● **Your task**:
Without the pictures, output the lines of the material from the very first through the one that holds "4A4.8 4.8 0".

● **Available data**:
===============
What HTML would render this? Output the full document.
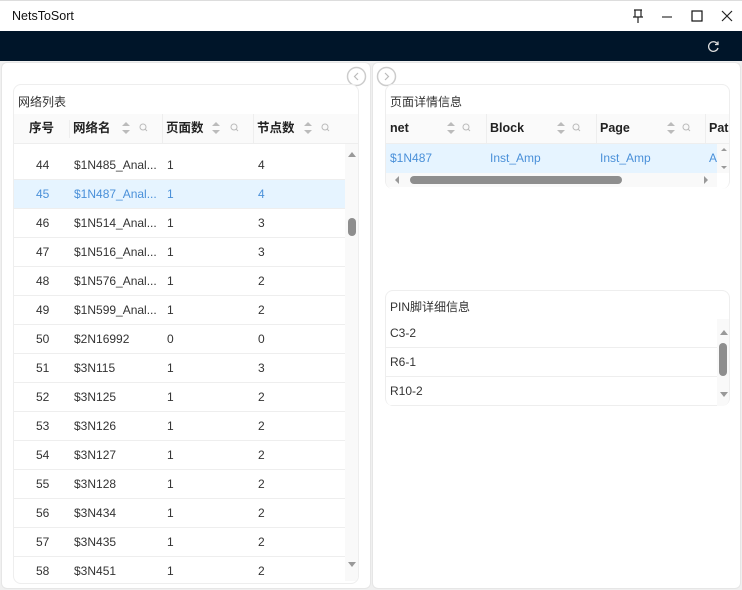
<!DOCTYPE html>
<html><head><meta charset="utf-8"><style>
*{box-sizing:border-box;margin:0;padding:0}
body{width:742px;height:590px;overflow:hidden;background:#f0f0f0;font-family:"Liberation Sans","Noto Sans CJK SC",sans-serif;font-size:12px;color:#333;position:relative}
.abs{position:absolute}
.title{left:0;top:0;width:742px;height:31px;background:#fff;border-top:1px solid #ddd}
.dark{left:0;top:31px;width:742px;height:30px;background:#001529}
.panel{background:#fff;border:1px solid #e6e6e6;border-radius:6px}
.card{background:#fff;border:1px solid #eee;border-radius:8px}
.hdr{background:#fafafa;border-bottom:1px solid #eee;font-weight:bold;color:#222;font-size:12.5px}
.cell{position:absolute;line-height:29px;white-space:nowrap}
.row{position:absolute;height:29px;border-bottom:1px solid #eee;left:0;width:331px}
.sel{background:#e6f4ff;color:#4a90d9}
</style></head><body>
<div class="abs title"><span class="abs" style="left:12px;top:8px;font-size:12.5px;color:#111">NetsToSort</span>
<svg class="abs" style="left:630px;top:7px" width="16" height="16" viewBox="0 0 16 16" fill="none" stroke="#222" stroke-width="1.2"><path d="M4 2h8M5 2v7M11 2v7M3 9h10M8 9v6"/></svg>
<svg class="abs" style="left:660px;top:8px" width="14" height="14"><path d="M2 8h10" stroke="#333" stroke-width="1.2"/></svg>
<svg class="abs" style="left:691px;top:9px" width="12" height="12"><rect x="1" y="1" width="10" height="10" fill="none" stroke="#111" stroke-width="1.2"/></svg>
<svg class="abs" style="left:721px;top:9px" width="12" height="12"><path d="M1 1l10 10M11 1L1 11" stroke="#222" stroke-width="1.2"/></svg>
</div>
<div class="abs dark"><svg class="abs" style="left:707px;top:9px" width="13" height="13" viewBox="0 0 13 13" fill="none" stroke="#ddd" stroke-width="1.3"><path d="M10.5 4A4.8 4.8 0 1 0 11 8"/><path d="M11 1.5v3h-3"/></svg></div>

<div class="abs panel" style="left:1px;top:62px;width:370px;height:527px"></div>
<div class="abs panel" style="left:372px;top:62px;width:369px;height:527px"></div>
<svg class="abs" style="left:346px;top:66px" width="21" height="21" fill="#fff" stroke="#ccc" stroke-width="1.5"><circle cx="10.5" cy="10.5" r="9"/><path d="M12 7l-3.5 3.5L12 14" fill="none" stroke="#bbb" stroke-width="1.2"/></svg>
<svg class="abs" style="left:376px;top:66px" width="21" height="21" fill="#fff" stroke="#ccc" stroke-width="1.5"><circle cx="10.5" cy="10.5" r="9"/><path d="M9 7l3.5 3.5L9 14" fill="none" stroke="#bbb" stroke-width="1.2"/></svg>

<div class="abs card" style="left:13px;top:84px;width:346px;height:500px;overflow:hidden">
 <div class="abs" style="left:4px;top:8px;font-size:12px">网络列表</div>
 <div class="abs hdr" style="left:0;top:29px;width:346px;height:30px">
  <span class="cell" style="left:15px">序号</span>
  <span class="abs" style="left:55px;top:6px;height:18px;border-left:1px solid #eee"></span>
  <span class="cell" style="left:59px">网络名</span>
  <span class="abs" style="left:148px;top:0;height:30px;border-left:1px solid #eee"></span>
  <span class="cell" style="left:152px">页面数</span>
  <span class="abs" style="left:239px;top:0;height:30px;border-left:1px solid #eee"></span>
  <span class="cell" style="left:243px">节点数</span>
 </div>
 <div class="abs" style="left:0;top:66px;width:331px;height:430px;overflow:hidden">
  <div class="row" style="top:0"><span class="cell" style="left:22px">44</span><span class="cell" style="left:60px">$1N485_Anal...</span><span class="cell" style="left:153px">1</span><span class="cell" style="left:244px">4</span></div>
  <div class="row sel" style="top:29px"><span class="cell" style="left:22px">45</span><span class="cell" style="left:60px">$1N487_Anal...</span><span class="cell" style="left:153px">1</span><span class="cell" style="left:244px">4</span></div>
  <div class="row" style="top:58px"><span class="cell" style="left:22px">46</span><span class="cell" style="left:60px">$1N514_Anal...</span><span class="cell" style="left:153px">1</span><span class="cell" style="left:244px">3</span></div>
  <div class="row" style="top:87px"><span class="cell" style="left:22px">47</span><span class="cell" style="left:60px">$1N516_Anal...</span><span class="cell" style="left:153px">1</span><span class="cell" style="left:244px">3</span></div>
  <div class="row" style="top:116px"><span class="cell" style="left:22px">48</span><span class="cell" style="left:60px">$1N576_Anal...</span><span class="cell" style="left:153px">1</span><span class="cell" style="left:244px">2</span></div>
  <div class="row" style="top:145px"><span class="cell" style="left:22px">49</span><span class="cell" style="left:60px">$1N599_Anal...</span><span class="cell" style="left:153px">1</span><span class="cell" style="left:244px">2</span></div>
  <div class="row" style="top:174px"><span class="cell" style="left:22px">50</span><span class="cell" style="left:60px">$2N16992</span><span class="cell" style="left:153px">0</span><span class="cell" style="left:244px">0</span></div>
  <div class="row" style="top:203px"><span class="cell" style="left:22px">51</span><span class="cell" style="left:60px">$3N115</span><span class="cell" style="left:153px">1</span><span class="cell" style="left:244px">3</span></div>
  <div class="row" style="top:232px"><span class="cell" style="left:22px">52</span><span class="cell" style="left:60px">$3N125</span><span class="cell" style="left:153px">1</span><span class="cell" style="left:244px">2</span></div>
  <div class="row" style="top:261px"><span class="cell" style="left:22px">53</span><span class="cell" style="left:60px">$3N126</span><span class="cell" style="left:153px">1</span><span class="cell" style="left:244px">2</span></div>
  <div class="row" style="top:290px"><span class="cell" style="left:22px">54</span><span class="cell" style="left:60px">$3N127</span><span class="cell" style="left:153px">1</span><span class="cell" style="left:244px">2</span></div>
  <div class="row" style="top:319px"><span class="cell" style="left:22px">55</span><span class="cell" style="left:60px">$3N128</span><span class="cell" style="left:153px">1</span><span class="cell" style="left:244px">2</span></div>
  <div class="row" style="top:348px"><span class="cell" style="left:22px">56</span><span class="cell" style="left:60px">$3N434</span><span class="cell" style="left:153px">1</span><span class="cell" style="left:244px">2</span></div>
  <div class="row" style="top:377px"><span class="cell" style="left:22px">57</span><span class="cell" style="left:60px">$3N435</span><span class="cell" style="left:153px">1</span><span class="cell" style="left:244px">2</span></div>
  <div class="row" style="top:406px"><span class="cell" style="left:22px">58</span><span class="cell" style="left:60px">$3N451</span><span class="cell" style="left:153px">1</span><span class="cell" style="left:244px">2</span></div>
 </div>
 <div class="abs" style="left:331px;top:59px;width:15px;height:437px;background:#f9f9f9"></div>
 <svg class="abs" style="left:332px;top:64px" width="12" height="10"><path d="M2 8l4-5 4 5z" fill="#999"/></svg>
 <div class="abs" style="left:334px;top:133px;width:8px;height:18px;border-radius:4px;background:#8e8e8e"></div>
 <svg class="abs" style="left:332px;top:475px" width="12" height="10"><path d="M2 2l4 5 4-5z" fill="#999"/></svg>
</div>
<svg class="abs" style="left:0;top:114px" width="360" height="30" fill="#bbb" stroke="#bbb">
 <path d="M122 12l4-4 4 4zM122 16l4 4 4-4z" stroke="none"/><circle cx="143" cy="13" r="3" fill="none"/><path d="M145 15l2 2"/>
 <path d="M212 12l4-4 4 4zM212 16l4 4 4-4z" stroke="none"/><circle cx="234" cy="13" r="3" fill="none"/><path d="M236 15l2 2"/>
 <path d="M304 12l4-4 4 4zM304 16l4 4 4-4z" stroke="none"/><circle cx="325" cy="13" r="3" fill="none"/><path d="M327 15l2 2"/>
</svg>

<div class="abs card" style="left:385px;top:84px;width:345px;height:105px;overflow:hidden;border-bottom:none">
 <div class="abs" style="left:4px;top:8px">页面详情信息</div>
 <div class="abs hdr" style="left:0;top:29px;width:345px;height:30px">
  <span class="cell" style="left:4px">net</span>
  <span class="abs" style="left:100px;top:0;height:30px;border-left:1px solid #eee"></span>
  <span class="cell" style="left:104px">Block</span>
  <span class="abs" style="left:210px;top:0;height:30px;border-left:1px solid #eee"></span>
  <span class="cell" style="left:214px">Page</span>
  <span class="abs" style="left:319px;top:0;height:30px;border-left:1px solid #eee"></span>
  <span class="cell" style="left:323px">Path</span>
 </div>
 <div class="abs sel" style="left:0;top:59px;width:331px;height:29px">
  <span class="cell" style="left:4px">$1N487</span><span class="cell" style="left:104px">Inst_Amp</span><span class="cell" style="left:214px">Inst_Amp</span><span class="cell" style="left:323px">A</span>
 </div>
 <div class="abs" style="left:331px;top:59px;width:14px;height:29px;background:#f9f9f9"></div>
 <svg class="abs" style="left:332px;top:60px" width="12" height="28"><path d="M3 6l3-3 3 3zM3 21l3 3 3-3z" fill="#999"/></svg>
 <div class="abs" style="left:0;top:88px;width:331px;height:14px;background:#f9f9f9"></div>
 <svg class="abs" style="left:8px;top:90px" width="320" height="10"><path d="M5 1l-4 4 4 4z" fill="#999"/><path d="M310 1l4 4-4 4z" fill="#999"/></svg>
 <div class="abs" style="left:24px;top:91px;width:212px;height:8px;border-radius:4px;background:#8e8e8e"></div>
</div>
<svg class="abs" style="left:385px;top:114px" width="345" height="30" fill="#bbb" stroke="#bbb">
 <path d="M62 12l4-4 4 4zM62 16l4 4 4-4z" stroke="none"/><circle cx="81" cy="13" r="3" fill="none"/><path d="M83 15l2 2"/>
 <path d="M172 12l4-4 4 4zM172 16l4 4 4-4z" stroke="none"/><circle cx="191" cy="13" r="3" fill="none"/><path d="M193 15l2 2"/>
 <path d="M282 12l4-4 4 4zM282 16l4 4 4-4z" stroke="none"/><circle cx="301" cy="13" r="3" fill="none"/><path d="M303 15l2 2"/>
</svg>

<div class="abs card" style="left:385px;top:290px;width:345px;height:116px;overflow:hidden;border-bottom:none">
 <div class="abs" style="left:4px;top:7px">PIN脚详细信息</div>
 <div class="row" style="top:28px;width:331px;left:0"><span class="cell" style="left:4px">C3-2</span></div>
 <div class="row" style="top:57px;width:331px;left:0"><span class="cell" style="left:4px">R6-1</span></div>
 <div class="row" style="top:86px;width:331px;left:0"><span class="cell" style="left:4px">R10-2</span></div>
 <div class="abs" style="left:331px;top:28px;width:14px;height:88px;background:#f9f9f9"></div>
 <svg class="abs" style="left:332px;top:36px" width="12" height="10"><path d="M2 8l4-5 4 5z" fill="#999"/></svg>
 <div class="abs" style="left:333px;top:52px;width:8px;height:33px;border-radius:4px;background:#8e8e8e"></div>
 <svg class="abs" style="left:332px;top:99px" width="12" height="10"><path d="M2 2l4 5 4-5z" fill="#999"/></svg>
</div>
</body></html>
===============
● **Exercise output**:
What HTML would render this? Output the full document.
<!DOCTYPE html>
<html><head><meta charset="utf-8"><style>
*{box-sizing:border-box;margin:0;padding:0}
body{width:742px;height:590px;overflow:hidden;background:#f0f0f0;font-family:"Liberation Sans","Noto Sans CJK SC",sans-serif;font-size:12px;color:#333;position:relative}
.abs{position:absolute}
.title{left:0;top:0;width:742px;height:31px;background:#fff;border-top:1px solid #ddd}
.dark{left:0;top:31px;width:742px;height:30px;background:#001529}
.panel{background:#fff;border:1px solid #e6e6e6;border-radius:6px}
.card{background:#fff;border:1px solid #eee;border-radius:8px}
.hdr{background:#fafafa;border-bottom:1px solid #eee;font-weight:bold;color:#222;font-size:12.5px}
.cell{position:absolute;line-height:29px;white-space:nowrap}
.row{position:absolute;height:29px;border-bottom:1px solid #eee;left:0;width:331px}
.sel{background:#e6f4ff;color:#4a90d9}
</style></head><body>
<div class="abs title"><span class="abs" style="left:12px;top:8px;font-size:12.5px;color:#111">NetsToSort</span>
<svg class="abs" style="left:630px;top:7px" width="16" height="16" viewBox="0 0 16 16" fill="none" stroke="#222" stroke-width="1.2"><path d="M4 2h8M5 2v7M11 2v7M3 9h10M8 9v6"/></svg>
<svg class="abs" style="left:660px;top:8px" width="14" height="14"><path d="M2 8h10" stroke="#333" stroke-width="1.2"/></svg>
<svg class="abs" style="left:691px;top:9px" width="12" height="12"><rect x="1" y="1" width="10" height="10" fill="none" stroke="#111" stroke-width="1.2"/></svg>
<svg class="abs" style="left:721px;top:9px" width="12" height="12"><path d="M1 1l10 10M11 1L1 11" stroke="#222" stroke-width="1.2"/></svg>
</div>
<div class="abs dark"><svg class="abs" style="left:707px;top:9px" width="13" height="13" viewBox="0 0 13 13" fill="none" stroke="#ddd" stroke-width="1.3"><path d="M10.5 4A4.8 4.8 0 1 0 11 8"/><path d="M11 1.5v3h-3"/></svg></div>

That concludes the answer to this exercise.